What a disappointment. Sarah Waters is a best-selling author (The Little Stranger is her fifth although my first) who is, unusually, much lauded by the literary critics. Yet, this particular offering is somewhat vacuous and remote.
Set in 1947 Warwickshire, the Georgian Hundreds Hall has been in the Ayres family for more than two hundred years. But, like privileged pre-war gentry, the once stately manor is in steady, crumbling decline, the grounds choked with weeds, the family itself dying out. Old Mrs Ayres and her two adult children live in isolation, remote from the changing post war English society.
Struggling with the upkeep of their historic home, the family live in relative penury, with many of the dilapidated rooms in Hundreds Hall closed off. The only surviving male member, Roderick, badly injured in the war, struggles with the estate, supported by his capable sister, Caroline. Emotionally fraught, Roderick is on the cusp of a breakdown. But are there darker forces at play?
Into their now Gothic world walks Dr Faraday, a local GP who slowly becomes enamoured with the Hall and, over time, Caroline herself. Faraday inveigles himself into the family circle, particularly after Roderick is institutionalised.
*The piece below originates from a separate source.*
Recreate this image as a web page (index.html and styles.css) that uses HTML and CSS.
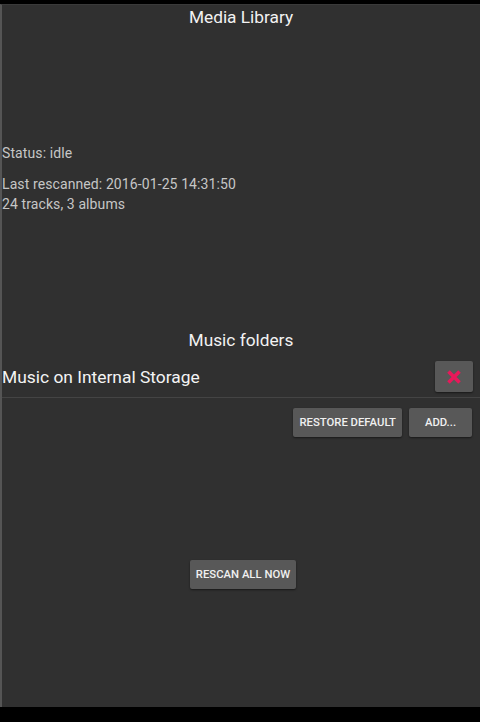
FILE: index.html
```html
<!DOCTYPE html>
<html>
<head>
<meta charset="utf-8">
<link rel="stylesheet" href="styles.css">
</head>
<body>
<div class="statusbar"></div>
<div class="screen">
  <h1 class="title">Media Library</h1>
  <div class="info">
    <p class="status">Status: idle</p>
    <p class="line">Last rescanned: 2016-01-25 14:31:50</p>
    <p class="line">24 tracks, 3 albums</p>
  </div>
  <h2 class="section">Music folders</h2>
  <div class="folder-row">
    <span class="folder-name">Music on Internal Storage</span>
    <button class="btn btn-remove" aria-label="Remove">
      <svg width="16" height="16" viewBox="0 0 16 16"><path d="M2.5 2.5 L13.5 13.5 M13.5 2.5 L2.5 13.5" stroke="#e8185a" stroke-width="3.6" stroke-linecap="butt"/></svg>
    </button>
  </div>
  <div class="actions">
    <button class="btn">RESTORE DEFAULT</button>
    <button class="btn btn-add">ADD...</button>
  </div>
  <div class="rescan">
    <button class="btn">RESCAN ALL NOW</button>
  </div>
</div>
</body>
</html>
```

FILE: styles.css
```css
html, body {
  margin: 0;
  padding: 0;
  background: #000;
  width: 480px;
  height: 722px;
  overflow: hidden;
  font-family: Roboto, "Noto Sans", sans-serif;
}
.statusbar {
  height: 4px;
  background: #000;
}
.screen {
  height: 703px;
  box-sizing: border-box;
  background: #303030;
  border-left: 2px solid #555;
  border-top: 1px solid #3a3a3a;
  display: flex;
  flex-direction: column;
}
.title {
  margin: 0;
  font-weight: 400;
  font-size: 17.3px;
  line-height: 24px;
  color: #f2f2f2;
  text-align: center;
}
.info {
  margin-top: 114px;
  color: #c6c6c6;
  font-size: 14px;
  letter-spacing: 0.1px;
}
.info p {
  margin: 0;
  line-height: 20px;
}
.status {
  margin-bottom: 11px !important;
}
.section {
  margin: 114px 0 0;
  font-weight: 400;
  font-size: 17.3px;
  line-height: 24px;
  color: #f2f2f2;
  text-align: center;
}
.folder-row {
  display: flex;
  align-items: center;
  justify-content: space-between;
  padding: 9px 7px 5px 0;
  border-bottom: 1px solid #444;
}
.folder-name {
  font-size: 17.4px;
  color: #f4f4f4;
  line-height: 24px;
}
.btn {
  font-family: Roboto, "Noto Sans", sans-serif;
  background: #585858;
  color: #f0f0f0;
  border: none;
  border-radius: 2px;
  font-size: 11.3px;
  font-weight: 500;
  height: 29px;
  padding: 0 6px;
  box-shadow: 0 1px 2px rgba(0,0,0,0.5);
}
.btn-remove {
  width: 38px;
  height: 31px;
  display: flex;
  align-items: center;
  justify-content: center;
  padding: 0;
}
.btn-add {
  width: 63px;
}
.actions {
  display: flex;
  justify-content: flex-end;
  gap: 7px;
  padding: 10px 8px 0 0;
}
.rescan {
  display: flex;
  justify-content: center;
  margin-top: 123px;
  padding-left: 4px;
}
```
But is it the house that’s the root of the problem for the Ayres?
Waters is a superb writer and perfectly captures the decline of privilege in post-war England as the Labour government of the day introduced sweeping changes to the old way-of-life, including the Welfare State. But the story itself starts and stutters.
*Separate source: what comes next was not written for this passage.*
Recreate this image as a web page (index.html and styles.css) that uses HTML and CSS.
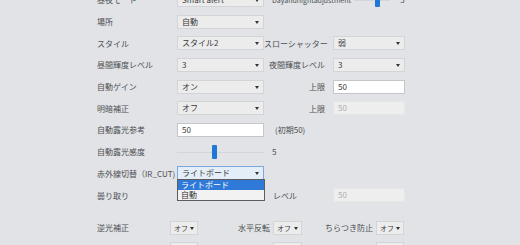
FILE: index.html
```html
<!DOCTYPE html>
<html lang="ja">
<head>
    <meta charset="UTF-8">
    <title>画像設定</title>
    <link rel="stylesheet" href="styles.css">
</head>
<body>
    <div class="panel">
        <div class="row">
            <span class="label">昼夜モード</span>
            <div class="select">Smart alert</div>
            <div class="wide">
                <span class="side-text">Dayandnightadjustment</span>
                <div class="slider short"><span class="thumb at-end"></span></div>
                <span class="value">3</span>
            </div>
        </div>
        <div class="row">
            <span class="label">場所</span>
            <div class="select">自動</div>
        </div>
        <div class="row">
            <span class="label">スタイル</span>
            <div class="select">スタイル2</div>
            <span class="right-label">スローシャッター</span>
            <div class="select">弱</div>
        </div>
        <div class="row">
            <span class="label">昼間輝度レベル</span>
            <div class="select">3</div>
            <span class="right-label">夜間輝度レベル</span>
            <div class="select">3</div>
        </div>
        <div class="row">
            <span class="label">自動ゲイン</span>
            <div class="select">オン</div>
            <span class="right-label">上限</span>
            <div class="input">50</div>
        </div>
        <div class="row">
            <span class="label">明暗補正</span>
            <div class="select">オフ</div>
            <span class="right-label">上限</span>
            <div class="input disabled">50</div>
        </div>
        <div class="row">
            <span class="label">自動露光参考</span>
            <div class="input">50</div>
            <span class="note">(初期50)</span>
        </div>
        <div class="row">
            <span class="label">自動露光感度</span>
            <div class="slider"><span class="thumb mid"></span></div>
            <span class="note value-note">5</span>
        </div>
        <div class="row">
            <span class="label">赤外線切替（IR_CUT)</span>
            <div class="select focused">
                ライトボード
                <!-- open dropdown list -->
                <ul class="options">
                    <li class="active">ライトボード</li>
                    <li>自動</li>
                </ul>
            </div>
        </div>
        <div class="row">
            <span class="label">曇り取り</span>
            <span></span>
            <span class="note level">レベル</span>
            <div class="input disabled">50</div>
        </div>

        <div class="row small-row first-small">
            <span class="label">逆光補正</span>
            <div class="select mini">オフ</div>
            <span class="mini-label">水平反転</span>
            <div class="select mini">オフ</div>
            <span class="mini-label">ちらつき防止</span>
            <div class="select mini">オフ</div>
        </div>
        <div class="row small-row">
            <span class="label">ノイズ低減</span>
            <div class="select mini">オフ</div>
            <span class="mini-label">垂直反転</span>
            <div class="select mini">オフ</div>
            <span class="mini-label">回転</span>
            <div class="select mini">オフ</div>
        </div>
    </div>
</body>
</html>
```

FILE: styles.css
```css
body {
    margin: 0;
    background: #e1e3e6;
    font-family: "Noto Sans CJK JP", "Noto Sans", sans-serif;
    font-size: 8px;
    color: #4d4f52;
    overflow: hidden;
    height: 245px;
}
.panel {
    padding-left: 97px;
    margin-top: -11px;
}
.row {
    display: grid;
    grid-template-columns: 80px 87px 69px 72px;
    align-items: center;
    height: 21.7px;
}
.label {
    white-space: nowrap;
}
.right-label {
    text-align: right;
    padding-right: 8px;
    white-space: nowrap;
}
.note {
    padding-left: 11px;
    white-space: nowrap;
}
.value-note {
    padding-left: 8px;
}
.note.level {
    padding-left: 9px;
}
.select, .input {
    position: relative;
    box-sizing: border-box;
    height: 14px;
    line-height: 12px;
    padding-left: 4px;
    border: 1px solid #d2d4d7;
    background: #ececec;
    color: #3a3a3a;
    white-space: nowrap;
}
.select::after {
    content: "";
    position: absolute;
    right: 4px;
    top: 5px;
    border-left: 2px solid transparent;
    border-right: 2px solid transparent;
    border-top: 3px solid #333;
}
.select.mini {
    padding-left: 3px;
    font-size: 7px;
}
.select.mini::after {
    right: 3px;
}
.input {
    background: #fff;
    border-color: #c4c6c9;
}
.input.disabled {
    background: #eeeeee;
    border-color: #e6e6e6;
    color: #b0b0b0;
}
.select.focused {
    border-color: #7aa7dc;
    background: #e4eef9;
}
.options {
    position: absolute;
    left: -1px;
    top: 12px;
    width: 86px;
    margin: 0;
    padding: 0;
    list-style: none;
    border: 1px solid #5c5c5c;
    background: #f2f2f2;
    z-index: 2;
}
.options li {
    height: 10px;
    line-height: 10px;
    padding-left: 3px;
    color: #333;
}
.options li.active {
    background: #2f7ad8;
    color: #fff;
}
.wide {
    grid-column: 3 / 5;
    display: flex;
    align-items: center;
    padding-left: 8px;
}
.side-text {
    white-space: nowrap;
    font-size: 7px;
}
.slider {
    position: relative;
    height: 14px;
}
.slider::before {
    content: "";
    position: absolute;
    left: 0;
    right: 0;
    top: 7px;
    height: 1px;
    background: #d3d5d8;
}
.slider.short {
    width: 36px;
    margin-left: 3px;
}
.thumb {
    position: absolute;
    top: 0;
    width: 5px;
    height: 14px;
    border-radius: 1px;
    background: #1f78d8;
}
.thumb.at-end {
    left: 21px;
}
.thumb.mid {
    left: 35px;
}
.value {
    margin-left: 10px;
}
.small-row {
    grid-template-columns: 73px 28px 75px 29px 74px 28px;
}
.first-small {
    margin-top: 11px;
}
.mini-label {
    text-align: right;
    padding-right: 3px;
    white-space: nowrap;
}
```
Is it a supernatural tale? A few bumps in the night, a few unexplained markings and sounds, a fire that finally tips Roderick over the edge? The pompous Faraday, as narrator, errs on the side of logic – constantly. Nothing moves him from blaming ‘nerves’. Yet things keep happening and the family is being bumped off. But by whom – or what?
That, I’m afraid, you’re never told. Or at least, you are left to your own imagination. That it’s an allegory of the killing off of redundant privilege is unarguable. But is ‘it’ more overt – the troubled unconscious of someone connected to the house?
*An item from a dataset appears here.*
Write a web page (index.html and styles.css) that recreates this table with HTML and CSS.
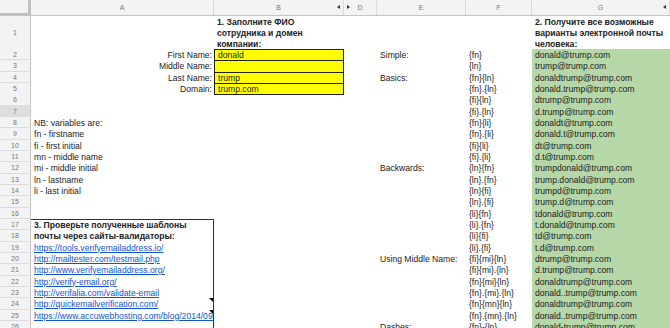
FILE: index.html
```html
<!DOCTYPE html>
<html lang="ru">
  <head>
    <meta charset="UTF-8" />
    <title>Шаблоны email</title>
    <link rel="stylesheet" href="styles.css">
  </head>
  <body>
    <div class="sheet">
      <!-- заголовки колонок -->
      <div class="row head">
        <div class="corner"></div>
        <div class="col">A</div>
        <div class="col">B<span class="arrow arrow-left at-right"></span></div>
        <div class="col"><span class="arrow arrow-right at-left"></span>D</div>
        <div class="col">E</div>
        <div class="col">F</div>
        <div class="col">G<span class="arrow arrow-left at-right"></span></div>
      </div>

      <div class="row tall">
        <div class="num">1</div>
        <div class="cell"></div>
        <div class="cell title">1. Заполните ФИО<br>сотрудника и домен<br>компании:</div>
        <div class="cell"></div>
        <div class="cell"></div>
        <div class="cell"></div>
        <div class="cell title">2. Получите все возможные<br>варианты электронной почты<br>человека:</div>
      </div>

      <div class="row">
        <div class="num">2</div>
        <div class="cell right">First Name:</div>
        <div class="cell input">donald</div>
        <div class="cell"></div>
        <div class="cell">Simple:</div>
        <div class="cell">{fn}</div>
        <div class="cell green">donald@trump.com</div>
      </div>
      <div class="row">
        <div class="num">3</div>
        <div class="cell right">Middle Name:</div>
        <div class="cell input"></div>
        <div class="cell"></div>
        <div class="cell"></div>
        <div class="cell">{ln}</div>
        <div class="cell green">trump@trump.com</div>
      </div>
      <div class="row">
        <div class="num">4</div>
        <div class="cell right">Last Name:</div>
        <div class="cell input">trump</div>
        <div class="cell"></div>
        <div class="cell">Basics:</div>
        <div class="cell">{fn}{ln}</div>
        <div class="cell green">donaldtrump@trump.com</div>
      </div>
      <div class="row">
        <div class="num">5</div>
        <div class="cell right">Domain:</div>
        <div class="cell input last">trump.com</div>
        <div class="cell"></div>
        <div class="cell"></div>
        <div class="cell">{fn}.{ln}</div>
        <div class="cell green">donald.trump@trump.com</div>
      </div>
      <div class="row">
        <div class="num">6</div>
        <div class="cell"></div>
        <div class="cell"></div>
        <div class="cell"></div>
        <div class="cell"></div>
        <div class="cell">{fi}{ln}</div>
        <div class="cell green">dtrump@trump.com</div>
      </div>
      <div class="row">
        <div class="num selected">7</div>
        <div class="cell"></div>
        <div class="cell"></div>
        <div class="cell"></div>
        <div class="cell"></div>
        <div class="cell">{fi}.{ln}</div>
        <div class="cell green">d.trump@trump.com</div>
      </div>
      <div class="row">
        <div class="num">8</div>
        <div class="cell">NB: variables are:</div>
        <div class="cell"></div>
        <div class="cell"></div>
        <div class="cell"></div>
        <div class="cell">{fn}{li}</div>
        <div class="cell green">donaldt@trump.com</div>
      </div>
      <div class="row">
        <div class="num">9</div>
        <div class="cell">fn - firstname</div>
        <div class="cell"></div>
        <div class="cell"></div>
        <div class="cell"></div>
        <div class="cell">{fn}.{li}</div>
        <div class="cell green">donald.t@trump.com</div>
      </div>
      <div class="row">
        <div class="num">10</div>
        <div class="cell">fi - first initial</div>
        <div class="cell"></div>
        <div class="cell"></div>
        <div class="cell"></div>
        <div class="cell">{fi}{li}</div>
        <div class="cell green">dt@trump.com</div>
      </div>
      <div class="row">
        <div class="num">11</div>
        <div class="cell">mn - middle name</div>
        <div class="cell"></div>
        <div class="cell"></div>
        <div class="cell"></div>
        <div class="cell">{fi}.{li}</div>
        <div class="cell green">d.t@trump.com</div>
      </div>
      <div class="row">
        <div class="num">12</div>
        <div class="cell">mi - middle initial</div>
        <div class="cell"></div>
        <div class="cell"></div>
        <div class="cell">Backwards:</div>
        <div class="cell">{ln}{fn}</div>
        <div class="cell green">trumpdonald@trump.com</div>
      </div>
      <div class="row">
        <div class="num">13</div>
        <div class="cell">ln - lastname</div>
        <div class="cell"></div>
        <div class="cell"></div>
        <div class="cell"></div>
        <div class="cell">{ln}.{fn}</div>
        <div class="cell green">trump.donald@trump.com</div>
      </div>
      <div class="row">
        <div class="num">14</div>
        <div class="cell">li - last initial</div>
        <div class="cell"></div>
        <div class="cell"></div>
        <div class="cell"></div>
        <div class="cell">{ln}{fi}</div>
        <div class="cell green">trumpd@trump.com</div>
      </div>
      <div class="row">
        <div class="num">15</div>
        <div class="cell"></div>
        <div class="cell"></div>
        <div class="cell"></div>
        <div class="cell"></div>
        <div class="cell">{ln}.{fi}</div>
        <div class="cell green">trump.d@trump.com</div>
      </div>
      <div class="row">
        <div class="num">16</div>
        <div class="cell"></div>
        <div class="cell"></div>
        <div class="cell"></div>
        <div class="cell"></div>
        <div class="cell">{li}{fn}</div>
        <div class="cell green">tdonald@trump.com</div>
      </div>
      <div class="row">
        <div class="num">17</div>
        <div class="cell box box-top bold">3. Проверьте полученные шаблоны</div>
        <div class="cell"></div>
        <div class="cell"></div>
        <div class="cell"></div>
        <div class="cell">{li}.{fn}</div>
        <div class="cell green">t.donald@trump.com</div>
      </div>
      <div class="row">
        <div class="num">18</div>
        <div class="cell box bold">почты через сайты-валидаторы:</div>
        <div class="cell"></div>
        <div class="cell"></div>
        <div class="cell"></div>
        <div class="cell">{li}{fi}</div>
        <div class="cell green">td@trump.com</div>
      </div>
      <div class="row">
        <div class="num">19</div>
        <div class="cell box"><a href="#">https://tools.verifyemailaddress.io/</a></div>
        <div class="cell"></div>
        <div class="cell"></div>
        <div class="cell"></div>
        <div class="cell">{li}.{fi}</div>
        <div class="cell green">t.d@trump.com</div>
      </div>
      <div class="row">
        <div class="num">20</div>
        <div class="cell box"><a href="#">http://mailtester.com/testmail.php</a></div>
        <div class="cell"></div>
        <div class="cell"></div>
        <div class="cell">Using Middle Name:</div>
        <div class="cell">{fi}{mi}{ln}</div>
        <div class="cell green">dtrump@trump.com</div>
      </div>
      <div class="row">
        <div class="num">21</div>
        <div class="cell box"><a href="#">http://www.verifyemailaddress.org/</a></div>
        <div class="cell"></div>
        <div class="cell"></div>
        <div class="cell"></div>
        <div class="cell">{fi}{mi}.{ln}</div>
        <div class="cell green">d.trump@trump.com</div>
      </div>
      <div class="row">
        <div class="num">22</div>
        <div class="cell box"><a href="#">http://verify-email.org/</a></div>
        <div class="cell"></div>
        <div class="cell"></div>
        <div class="cell"></div>
        <div class="cell">{fn}{mi}{ln}</div>
        <div class="cell green">donaldtrump@trump.com</div>
      </div>
      <div class="row">
        <div class="num">23</div>
        <div class="cell box"><a href="#">http://verifalia.com/validate-email</a></div>
        <div class="cell"></div>
        <div class="cell"></div>
        <div class="cell"></div>
        <div class="cell">{fn}.{mi}.{ln}</div>
        <div class="cell green">donald..trump@trump.com</div>
      </div>
      <div class="row">
        <div class="num">24</div>
        <div class="cell box note"><a href="#">http://quickemailverification.com/</a></div>
        <div class="cell"></div>
        <div class="cell"></div>
        <div class="cell"></div>
        <div class="cell">{fn}{mn}{ln}</div>
        <div class="cell green">donaldtrump@trump.com</div>
      </div>
      <div class="row">
        <div class="num">25</div>
        <div class="cell box note"><a href="#">https://www.accuwebhosting.com/blog/2014/09/</a></div>
        <div class="cell"></div>
        <div class="cell"></div>
        <div class="cell"></div>
        <div class="cell">{fn}.{mn}.{ln}</div>
        <div class="cell green">donald..trump@trump.com</div>
      </div>
      <div class="row">
        <div class="num">26</div>
        <div class="cell box"></div>
        <div class="cell"></div>
        <div class="cell"></div>
        <div class="cell">Dashes:</div>
        <div class="cell">{fn}-{ln}</div>
        <div class="cell green">donald-trump@trump.com</div>
      </div>
    </div>
  </body>
</html>
```

FILE: styles.css
```css
/* базовые стили */
* {
  margin: 0;
  padding: 0;
  box-sizing: border-box;
}

body {
  width: 670px;
  height: 328px;
  overflow: hidden;
  background-color: #fff;
  color: #222;
  font-family: "Liberation Sans", Arial, sans-serif;
  font-size: 8.6px;
}

.sheet {
  width: 670px;
}

/* строки таблицы: 11, 11, 12 px ~ 11.37 в среднем */
.row {
  display: grid;
  grid-template-columns: 31px 183px 130px 33px 89px 66px 138px;
  height: 11px;
}

.row:nth-child(3n + 1) {
  height: 12px;
}

.row.tall {
  height: 33px;
}

.row.head {
  height: 16px;
  background-color: #f3f3f3;
  border-bottom: 1px solid #c4c4c4;
}

.corner {
  border-right: 3px solid #c0c0c0;
  border-bottom: 2px solid #c0c0c0;
}

.col {
  position: relative;
  text-align: center;
  font-size: 7px;
  line-height: 15px;
  color: #777;
  border-right: 1px solid #dadada;
}

.arrow {
  position: absolute;
  top: 5px;
  width: 0;
  height: 0;
  border-top: 2.5px solid transparent;
  border-bottom: 2.5px solid transparent;
}

.arrow-left {
  border-right: 3px solid #333;
}

.arrow-right {
  border-left: 3px solid #333;
}

.at-right {
  right: 3px;
}

.at-left {
  left: 3px;
}

/* номера строк */
.num {
  display: flex;
  align-items: center;
  justify-content: center;
  background-color: #f3f3f3;
  border-right: 1px solid #c4c4c4;
  border-bottom: 1px solid #dcdcdc;
  color: #777;
  font-size: 7px;
}

.num.selected {
  background-color: #dedede;
}

/* ячейки */
.cell {
  position: relative;
  display: flex;
  align-items: center;
  padding: 0 2px 0 3px;
  white-space: nowrap;
  line-height: 10px;
}

.cell.right {
  justify-content: flex-end;
}

.cell.title {
  display: block;
  padding-top: 1px;
  font-weight: bold;
  line-height: 11px;
}

.bold {
  font-weight: bold;
}

.input {
  background-color: #ffff00;
  border-top: 1px solid #222;
  border-left: 1px solid #222;
  border-right: 1px solid #222;
}

.input.last {
  border-bottom: 1px solid #222;
}

.green {
  background-color: #b6d7a8;
}

/* блок со ссылками */
.box {
  overflow: hidden;
  border-right: 1px solid #333;
}

.box-top {
  border-top: 1px solid #333;
}

.box a {
  color: #1155cc;
  text-decoration: underline;
}

.note::after {
  content: "";
  position: absolute;
  top: 0;
  right: 0;
  border-left: 4px solid transparent;
  border-top: 4px solid #000;
}
```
The odd thing is that very little even happens ‘supernaturally’ until a third of the way into the book – up until then The Little Stranger is firmly in the historical fiction camp. And with its clipped, Brief Encounter style dialogue and conversation, it remains there, even when Waters attempts to move into the subtle, ambiguous psychological storytelling of the likes of Henry James (The Turn of the Screw). But The Little Stranger never reaches those Jamesian heights. There’s no suspense, there’s little tension – and things-that-go-bump-in-the-night happen all too infrequently over its 450 or so pages. And so by then, I’d given up caring and had somewhat lost patience.
So, for me, a poor introduction to the work of Sarah Waters – and therefore a surprise that it was shortlisted for the 2009 Booker Prize. But it lost out to the behemoth that was Wolf Hall and Hilary Mantel – so in some ways it was almost irrelevant what else was on that year’s particular shortlist!